WHAT IS ASKED: Locate the word "draw" in the entries below, then gather every line that holds it.

(Collected data)
------------
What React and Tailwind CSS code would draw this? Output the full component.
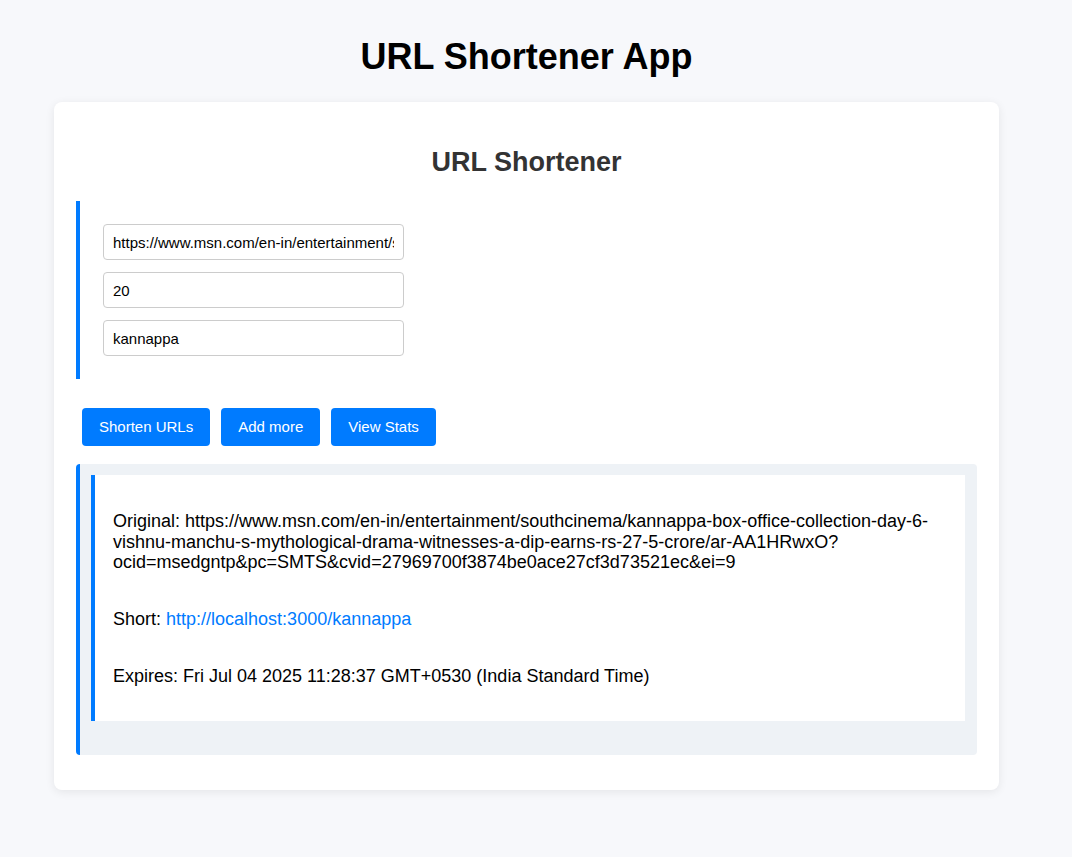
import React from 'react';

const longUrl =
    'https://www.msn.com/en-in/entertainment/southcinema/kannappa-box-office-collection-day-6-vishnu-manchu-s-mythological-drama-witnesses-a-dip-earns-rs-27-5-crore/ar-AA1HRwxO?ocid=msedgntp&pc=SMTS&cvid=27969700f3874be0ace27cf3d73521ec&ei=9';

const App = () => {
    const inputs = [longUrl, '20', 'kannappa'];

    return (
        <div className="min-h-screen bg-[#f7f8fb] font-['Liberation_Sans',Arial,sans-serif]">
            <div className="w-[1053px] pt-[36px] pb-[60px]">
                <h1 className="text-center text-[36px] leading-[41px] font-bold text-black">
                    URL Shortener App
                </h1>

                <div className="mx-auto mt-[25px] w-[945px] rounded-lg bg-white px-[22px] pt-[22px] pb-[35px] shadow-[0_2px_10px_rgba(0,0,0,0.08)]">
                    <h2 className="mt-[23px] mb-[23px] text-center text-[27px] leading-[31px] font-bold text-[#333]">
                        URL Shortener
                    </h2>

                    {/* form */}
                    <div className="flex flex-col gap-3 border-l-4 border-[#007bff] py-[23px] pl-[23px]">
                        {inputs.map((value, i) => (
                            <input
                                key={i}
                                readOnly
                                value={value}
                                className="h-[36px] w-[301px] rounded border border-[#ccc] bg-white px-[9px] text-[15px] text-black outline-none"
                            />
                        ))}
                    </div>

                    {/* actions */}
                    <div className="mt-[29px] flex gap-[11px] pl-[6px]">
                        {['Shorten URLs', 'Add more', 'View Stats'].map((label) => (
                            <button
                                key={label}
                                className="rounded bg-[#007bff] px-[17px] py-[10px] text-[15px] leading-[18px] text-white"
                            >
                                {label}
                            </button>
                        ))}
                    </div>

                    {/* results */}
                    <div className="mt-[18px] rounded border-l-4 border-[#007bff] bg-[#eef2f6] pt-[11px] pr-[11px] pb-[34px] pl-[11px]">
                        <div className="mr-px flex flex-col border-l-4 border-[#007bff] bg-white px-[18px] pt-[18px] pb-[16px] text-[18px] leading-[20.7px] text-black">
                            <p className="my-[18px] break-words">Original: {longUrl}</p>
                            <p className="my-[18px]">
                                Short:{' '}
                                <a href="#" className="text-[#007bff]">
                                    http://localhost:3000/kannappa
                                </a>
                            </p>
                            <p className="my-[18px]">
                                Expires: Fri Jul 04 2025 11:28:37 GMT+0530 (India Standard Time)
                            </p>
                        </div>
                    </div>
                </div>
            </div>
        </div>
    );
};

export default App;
------------
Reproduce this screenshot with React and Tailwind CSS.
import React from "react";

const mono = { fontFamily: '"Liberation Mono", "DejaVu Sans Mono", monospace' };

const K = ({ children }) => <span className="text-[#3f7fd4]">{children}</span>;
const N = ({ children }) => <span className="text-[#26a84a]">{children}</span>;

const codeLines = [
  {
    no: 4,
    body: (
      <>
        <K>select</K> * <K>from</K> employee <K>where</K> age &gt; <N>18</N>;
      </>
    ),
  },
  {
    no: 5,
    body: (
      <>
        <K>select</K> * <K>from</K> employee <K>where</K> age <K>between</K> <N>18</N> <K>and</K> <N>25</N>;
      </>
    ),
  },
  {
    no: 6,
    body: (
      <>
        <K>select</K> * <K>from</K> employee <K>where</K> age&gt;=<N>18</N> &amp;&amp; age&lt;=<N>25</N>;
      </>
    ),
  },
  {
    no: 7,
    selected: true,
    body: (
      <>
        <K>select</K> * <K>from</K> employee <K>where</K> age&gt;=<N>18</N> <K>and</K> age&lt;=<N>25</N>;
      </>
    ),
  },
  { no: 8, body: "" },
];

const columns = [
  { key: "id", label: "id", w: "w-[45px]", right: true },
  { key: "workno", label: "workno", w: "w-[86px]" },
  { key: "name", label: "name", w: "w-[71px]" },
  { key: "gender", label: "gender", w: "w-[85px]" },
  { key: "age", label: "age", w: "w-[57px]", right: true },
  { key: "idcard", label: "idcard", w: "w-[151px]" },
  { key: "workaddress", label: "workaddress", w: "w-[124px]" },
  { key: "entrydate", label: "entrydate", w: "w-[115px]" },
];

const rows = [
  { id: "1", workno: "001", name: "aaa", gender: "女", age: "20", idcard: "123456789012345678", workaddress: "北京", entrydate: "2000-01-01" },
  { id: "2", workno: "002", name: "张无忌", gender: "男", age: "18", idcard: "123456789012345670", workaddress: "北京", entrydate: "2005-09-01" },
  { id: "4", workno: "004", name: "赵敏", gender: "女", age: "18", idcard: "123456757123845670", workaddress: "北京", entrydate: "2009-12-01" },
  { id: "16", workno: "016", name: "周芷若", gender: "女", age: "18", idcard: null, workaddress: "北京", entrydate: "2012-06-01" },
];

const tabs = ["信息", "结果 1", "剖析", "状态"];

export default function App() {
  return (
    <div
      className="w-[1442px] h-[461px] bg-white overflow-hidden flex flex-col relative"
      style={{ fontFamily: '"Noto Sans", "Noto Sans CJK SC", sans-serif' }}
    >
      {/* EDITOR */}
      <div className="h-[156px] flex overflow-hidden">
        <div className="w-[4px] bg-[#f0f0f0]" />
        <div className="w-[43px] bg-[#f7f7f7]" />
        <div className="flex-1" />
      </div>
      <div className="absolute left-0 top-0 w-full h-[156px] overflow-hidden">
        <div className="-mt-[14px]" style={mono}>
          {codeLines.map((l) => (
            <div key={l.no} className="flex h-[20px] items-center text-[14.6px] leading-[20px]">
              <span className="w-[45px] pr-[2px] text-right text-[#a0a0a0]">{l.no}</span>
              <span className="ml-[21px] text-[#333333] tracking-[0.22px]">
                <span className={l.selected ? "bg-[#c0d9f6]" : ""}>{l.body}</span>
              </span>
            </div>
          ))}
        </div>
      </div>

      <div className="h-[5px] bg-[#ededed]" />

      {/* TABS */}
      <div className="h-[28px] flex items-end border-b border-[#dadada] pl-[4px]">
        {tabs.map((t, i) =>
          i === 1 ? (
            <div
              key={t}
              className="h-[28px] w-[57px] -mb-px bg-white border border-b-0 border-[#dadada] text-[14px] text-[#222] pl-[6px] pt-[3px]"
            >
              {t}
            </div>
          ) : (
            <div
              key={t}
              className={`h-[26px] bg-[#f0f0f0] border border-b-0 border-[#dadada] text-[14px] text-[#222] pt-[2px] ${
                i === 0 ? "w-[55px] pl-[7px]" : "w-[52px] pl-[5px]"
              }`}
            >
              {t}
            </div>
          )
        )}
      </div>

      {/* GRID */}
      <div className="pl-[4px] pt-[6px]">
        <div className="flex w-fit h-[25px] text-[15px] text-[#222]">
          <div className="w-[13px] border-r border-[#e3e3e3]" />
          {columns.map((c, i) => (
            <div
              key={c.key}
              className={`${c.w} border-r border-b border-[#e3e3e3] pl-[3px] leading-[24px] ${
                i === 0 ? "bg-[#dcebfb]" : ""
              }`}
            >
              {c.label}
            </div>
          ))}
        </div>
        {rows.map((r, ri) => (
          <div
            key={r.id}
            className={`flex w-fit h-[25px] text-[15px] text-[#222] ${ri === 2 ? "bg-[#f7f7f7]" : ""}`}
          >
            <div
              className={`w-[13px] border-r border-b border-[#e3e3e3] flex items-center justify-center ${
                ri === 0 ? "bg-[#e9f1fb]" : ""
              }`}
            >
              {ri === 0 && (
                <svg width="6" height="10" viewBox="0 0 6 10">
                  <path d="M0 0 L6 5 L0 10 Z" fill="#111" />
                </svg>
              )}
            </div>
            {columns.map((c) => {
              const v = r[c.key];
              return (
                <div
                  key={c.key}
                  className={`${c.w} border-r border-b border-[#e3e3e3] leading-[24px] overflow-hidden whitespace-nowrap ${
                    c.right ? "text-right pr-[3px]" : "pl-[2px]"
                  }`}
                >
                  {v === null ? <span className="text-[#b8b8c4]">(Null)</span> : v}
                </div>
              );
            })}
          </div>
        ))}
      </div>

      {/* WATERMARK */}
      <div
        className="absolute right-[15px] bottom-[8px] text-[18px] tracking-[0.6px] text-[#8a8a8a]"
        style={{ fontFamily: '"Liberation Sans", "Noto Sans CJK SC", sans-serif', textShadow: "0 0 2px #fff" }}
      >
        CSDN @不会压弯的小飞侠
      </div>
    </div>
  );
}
------------
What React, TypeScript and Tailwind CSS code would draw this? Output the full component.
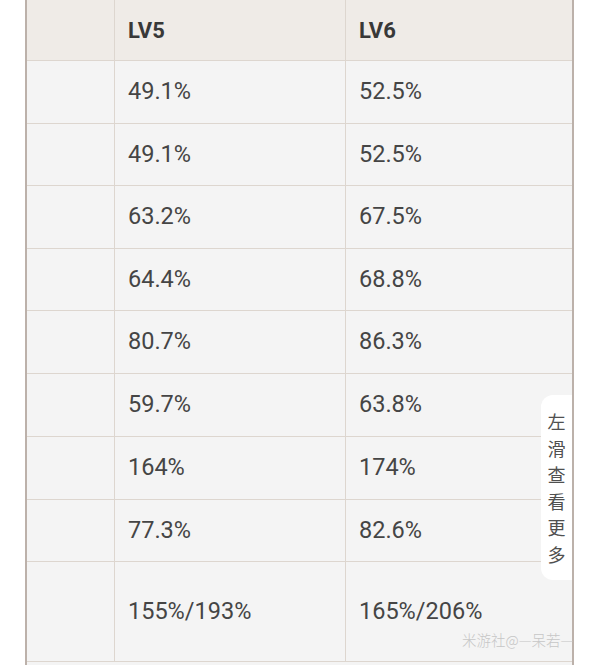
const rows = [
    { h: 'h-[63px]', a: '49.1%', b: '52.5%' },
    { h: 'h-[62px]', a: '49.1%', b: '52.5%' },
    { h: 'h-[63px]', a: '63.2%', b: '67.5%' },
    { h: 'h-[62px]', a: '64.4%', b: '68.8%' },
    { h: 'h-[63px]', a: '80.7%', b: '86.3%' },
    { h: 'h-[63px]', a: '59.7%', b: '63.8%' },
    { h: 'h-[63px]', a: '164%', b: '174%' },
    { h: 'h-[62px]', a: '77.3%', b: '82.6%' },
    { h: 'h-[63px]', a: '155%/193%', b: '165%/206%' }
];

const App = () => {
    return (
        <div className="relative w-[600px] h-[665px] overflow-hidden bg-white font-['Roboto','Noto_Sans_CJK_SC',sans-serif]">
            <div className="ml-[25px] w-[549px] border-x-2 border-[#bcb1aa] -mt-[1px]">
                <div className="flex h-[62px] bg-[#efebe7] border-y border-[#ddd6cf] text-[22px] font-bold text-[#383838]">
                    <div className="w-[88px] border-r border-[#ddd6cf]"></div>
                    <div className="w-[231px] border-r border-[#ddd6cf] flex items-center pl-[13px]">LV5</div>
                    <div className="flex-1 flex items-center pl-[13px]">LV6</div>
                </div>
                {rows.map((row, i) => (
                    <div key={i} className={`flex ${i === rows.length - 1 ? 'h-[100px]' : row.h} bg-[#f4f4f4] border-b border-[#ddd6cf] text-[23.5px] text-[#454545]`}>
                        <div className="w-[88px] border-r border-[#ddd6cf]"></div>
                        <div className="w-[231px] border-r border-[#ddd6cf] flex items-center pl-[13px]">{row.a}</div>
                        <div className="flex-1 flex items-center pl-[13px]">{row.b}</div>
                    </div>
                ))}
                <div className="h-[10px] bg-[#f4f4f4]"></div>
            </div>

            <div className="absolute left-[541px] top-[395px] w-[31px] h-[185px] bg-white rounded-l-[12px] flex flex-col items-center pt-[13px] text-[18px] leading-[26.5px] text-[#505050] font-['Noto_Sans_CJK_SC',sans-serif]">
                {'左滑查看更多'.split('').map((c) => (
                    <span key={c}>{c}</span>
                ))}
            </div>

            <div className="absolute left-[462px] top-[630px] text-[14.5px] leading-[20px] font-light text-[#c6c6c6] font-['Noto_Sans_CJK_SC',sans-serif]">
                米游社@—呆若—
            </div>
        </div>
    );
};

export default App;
------------
FULL ANSWER:
What React and Tailwind CSS code would draw this? Output the full component.
What React, TypeScript and Tailwind CSS code would draw this? Output the full component.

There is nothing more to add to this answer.